All that was pioneering. In fact, talking about the software, I was thinking that for the Lewis House we were going from V3 to V4. In V3, there was no real time dynamic shading. You could only freeze an image and run it off batch mode to produce a nice and pretty shaded picture.

Before that, we had to have techniques for everything we did, so we could analyze what the shape looked like, by doing it in a wireframe. When the Lewis House came along, V4 came out with dynamic shading, so you could rotate the shaded image on the screen in real time. If we hadn’t had that then I don’t know how we would have done those shapes because they were so complicated. So that was another thing I feel like I really helped spring forward in function.
GL
Yeah, it’s funny.
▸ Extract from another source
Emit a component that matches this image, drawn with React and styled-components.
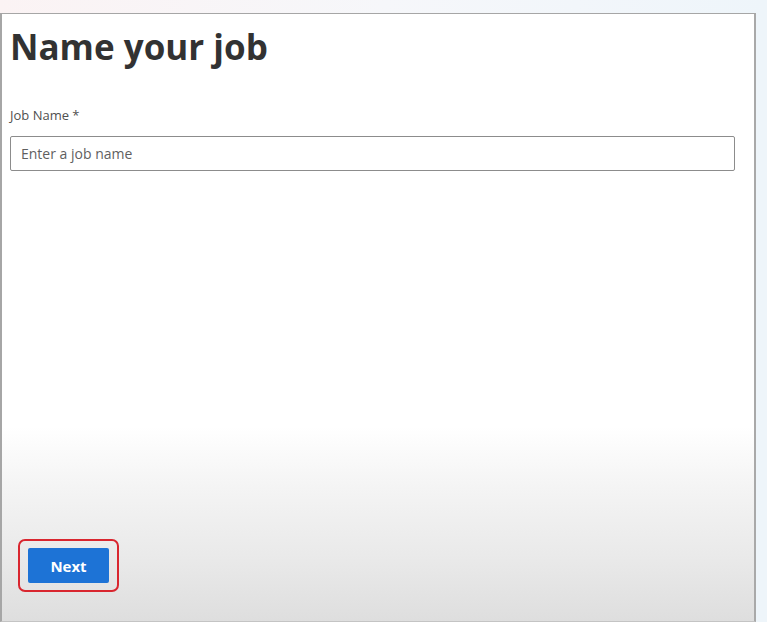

The guy who works for me is an aerospace and naval architect, and the shapes they do and the whole structural relationship between inside and outside is pretty simple when you get right down to it. There is a lot of refinement, but you don’t have surfaces that are folding around and through each other and…
RS
Yeah.
GL
So was there any exchange, did any of this ever go back into aerospace?
RS
I don’t know whether it went back. When I first got to the office they were asking, “What’s your experience of aerospace compared to this?” I’d say, “Well a wing section, for example, is one-directional with airflow compensated because of laminar flow, but then that section is pretty much the same along the entire wing.” Where the wing spars connect to the fuselage there’s a little bit of complexity, but nothing like what Frank was pushing. And on the Lewis House—I still think those are probably the most complicated shapes he ever did.